— TASK DETAILS —
In the entries that follow, how many lines contain the word "page"? Answer with the number only.

<<<<

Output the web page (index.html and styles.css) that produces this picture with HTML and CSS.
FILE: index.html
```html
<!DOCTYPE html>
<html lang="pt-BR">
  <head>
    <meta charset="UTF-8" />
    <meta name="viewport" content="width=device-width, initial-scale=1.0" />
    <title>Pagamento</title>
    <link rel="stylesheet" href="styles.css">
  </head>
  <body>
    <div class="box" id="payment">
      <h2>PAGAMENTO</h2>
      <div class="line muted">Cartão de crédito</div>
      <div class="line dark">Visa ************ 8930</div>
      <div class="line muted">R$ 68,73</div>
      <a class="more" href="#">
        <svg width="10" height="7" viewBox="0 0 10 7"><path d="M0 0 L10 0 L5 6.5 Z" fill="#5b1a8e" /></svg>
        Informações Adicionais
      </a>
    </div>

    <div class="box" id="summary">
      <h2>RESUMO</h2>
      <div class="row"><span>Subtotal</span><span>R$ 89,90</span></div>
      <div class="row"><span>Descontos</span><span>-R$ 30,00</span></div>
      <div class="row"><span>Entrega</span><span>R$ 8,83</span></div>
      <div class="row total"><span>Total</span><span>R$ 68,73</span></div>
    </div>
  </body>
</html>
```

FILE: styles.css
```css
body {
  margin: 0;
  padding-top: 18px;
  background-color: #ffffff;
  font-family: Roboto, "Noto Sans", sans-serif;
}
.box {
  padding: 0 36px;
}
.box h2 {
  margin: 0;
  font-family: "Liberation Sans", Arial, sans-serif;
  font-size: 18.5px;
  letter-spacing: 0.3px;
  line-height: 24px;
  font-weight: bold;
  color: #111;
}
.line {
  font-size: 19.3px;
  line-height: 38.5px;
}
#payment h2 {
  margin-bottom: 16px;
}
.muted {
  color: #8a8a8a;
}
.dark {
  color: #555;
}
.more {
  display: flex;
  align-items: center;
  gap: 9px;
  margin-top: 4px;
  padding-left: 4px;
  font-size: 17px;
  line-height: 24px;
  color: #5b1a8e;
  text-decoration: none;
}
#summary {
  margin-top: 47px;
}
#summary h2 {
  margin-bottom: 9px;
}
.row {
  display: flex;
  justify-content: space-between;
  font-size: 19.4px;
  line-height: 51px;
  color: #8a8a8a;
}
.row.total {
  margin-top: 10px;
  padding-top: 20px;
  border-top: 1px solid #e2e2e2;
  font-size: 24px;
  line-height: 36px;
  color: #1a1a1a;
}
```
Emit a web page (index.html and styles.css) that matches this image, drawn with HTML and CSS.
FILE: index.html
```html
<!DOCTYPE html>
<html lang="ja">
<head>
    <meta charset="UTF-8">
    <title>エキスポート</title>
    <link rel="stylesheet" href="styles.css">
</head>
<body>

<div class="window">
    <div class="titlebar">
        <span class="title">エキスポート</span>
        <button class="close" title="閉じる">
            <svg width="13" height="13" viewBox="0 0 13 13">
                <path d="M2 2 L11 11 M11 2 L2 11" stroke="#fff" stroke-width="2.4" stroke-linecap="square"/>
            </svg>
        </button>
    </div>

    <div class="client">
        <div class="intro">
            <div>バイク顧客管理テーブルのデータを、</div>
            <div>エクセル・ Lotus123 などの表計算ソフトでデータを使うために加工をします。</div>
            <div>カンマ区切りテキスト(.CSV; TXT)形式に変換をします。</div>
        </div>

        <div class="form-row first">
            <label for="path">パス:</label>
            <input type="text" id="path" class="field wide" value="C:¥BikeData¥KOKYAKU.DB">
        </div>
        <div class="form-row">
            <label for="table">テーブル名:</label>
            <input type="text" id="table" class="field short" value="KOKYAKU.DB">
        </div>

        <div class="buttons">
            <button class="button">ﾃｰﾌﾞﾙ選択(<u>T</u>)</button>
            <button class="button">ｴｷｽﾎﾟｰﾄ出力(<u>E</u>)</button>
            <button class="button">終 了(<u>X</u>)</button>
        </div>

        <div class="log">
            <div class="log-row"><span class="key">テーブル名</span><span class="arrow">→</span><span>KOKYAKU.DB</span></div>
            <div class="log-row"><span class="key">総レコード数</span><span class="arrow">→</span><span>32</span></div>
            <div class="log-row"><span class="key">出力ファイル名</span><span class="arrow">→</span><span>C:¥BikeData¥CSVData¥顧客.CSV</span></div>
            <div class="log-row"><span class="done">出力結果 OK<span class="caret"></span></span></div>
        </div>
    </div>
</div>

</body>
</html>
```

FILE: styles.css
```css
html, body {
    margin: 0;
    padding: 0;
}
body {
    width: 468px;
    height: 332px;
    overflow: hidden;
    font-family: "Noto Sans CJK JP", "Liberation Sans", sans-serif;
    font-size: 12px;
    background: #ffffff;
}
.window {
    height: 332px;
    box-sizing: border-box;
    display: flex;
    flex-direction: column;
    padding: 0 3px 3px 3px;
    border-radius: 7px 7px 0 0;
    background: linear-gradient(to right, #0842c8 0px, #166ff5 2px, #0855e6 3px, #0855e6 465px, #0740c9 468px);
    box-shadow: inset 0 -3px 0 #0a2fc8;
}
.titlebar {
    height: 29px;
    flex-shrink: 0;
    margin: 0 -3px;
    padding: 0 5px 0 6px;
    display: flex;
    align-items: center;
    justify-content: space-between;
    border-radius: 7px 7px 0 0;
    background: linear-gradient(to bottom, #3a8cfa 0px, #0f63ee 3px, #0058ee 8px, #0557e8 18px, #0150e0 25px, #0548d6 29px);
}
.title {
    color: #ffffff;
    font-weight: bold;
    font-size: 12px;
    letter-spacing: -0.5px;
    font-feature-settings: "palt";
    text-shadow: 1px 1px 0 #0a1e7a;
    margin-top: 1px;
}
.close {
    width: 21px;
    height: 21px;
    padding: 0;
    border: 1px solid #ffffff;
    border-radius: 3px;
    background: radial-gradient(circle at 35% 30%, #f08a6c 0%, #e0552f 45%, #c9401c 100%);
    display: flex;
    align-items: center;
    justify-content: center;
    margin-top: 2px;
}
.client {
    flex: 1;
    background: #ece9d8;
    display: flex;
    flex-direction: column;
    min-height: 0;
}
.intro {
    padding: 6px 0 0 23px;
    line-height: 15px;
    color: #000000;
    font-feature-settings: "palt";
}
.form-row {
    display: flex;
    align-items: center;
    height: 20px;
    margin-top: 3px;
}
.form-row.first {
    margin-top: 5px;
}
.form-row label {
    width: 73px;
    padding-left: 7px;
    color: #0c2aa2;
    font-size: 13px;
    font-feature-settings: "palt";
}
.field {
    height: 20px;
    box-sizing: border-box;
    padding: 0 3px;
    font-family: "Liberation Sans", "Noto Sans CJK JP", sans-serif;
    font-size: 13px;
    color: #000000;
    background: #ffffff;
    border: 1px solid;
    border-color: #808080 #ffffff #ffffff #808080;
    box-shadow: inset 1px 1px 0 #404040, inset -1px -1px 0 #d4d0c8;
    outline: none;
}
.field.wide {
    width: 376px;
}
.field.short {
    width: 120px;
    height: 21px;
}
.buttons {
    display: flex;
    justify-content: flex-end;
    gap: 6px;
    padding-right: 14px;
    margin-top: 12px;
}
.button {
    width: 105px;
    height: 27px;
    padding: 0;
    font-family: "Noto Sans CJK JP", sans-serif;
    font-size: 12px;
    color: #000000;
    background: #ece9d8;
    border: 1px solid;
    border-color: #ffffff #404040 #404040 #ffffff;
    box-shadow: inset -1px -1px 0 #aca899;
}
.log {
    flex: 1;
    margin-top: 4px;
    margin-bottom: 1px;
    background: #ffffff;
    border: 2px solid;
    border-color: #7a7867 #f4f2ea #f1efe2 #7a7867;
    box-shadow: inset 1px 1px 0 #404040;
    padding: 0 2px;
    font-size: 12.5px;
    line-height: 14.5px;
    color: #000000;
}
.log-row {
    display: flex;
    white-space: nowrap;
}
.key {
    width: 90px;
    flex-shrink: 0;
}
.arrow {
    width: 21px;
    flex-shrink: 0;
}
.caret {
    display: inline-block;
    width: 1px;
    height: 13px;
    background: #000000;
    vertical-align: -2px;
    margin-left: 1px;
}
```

>>>>

— CORRECT ANSWER —
2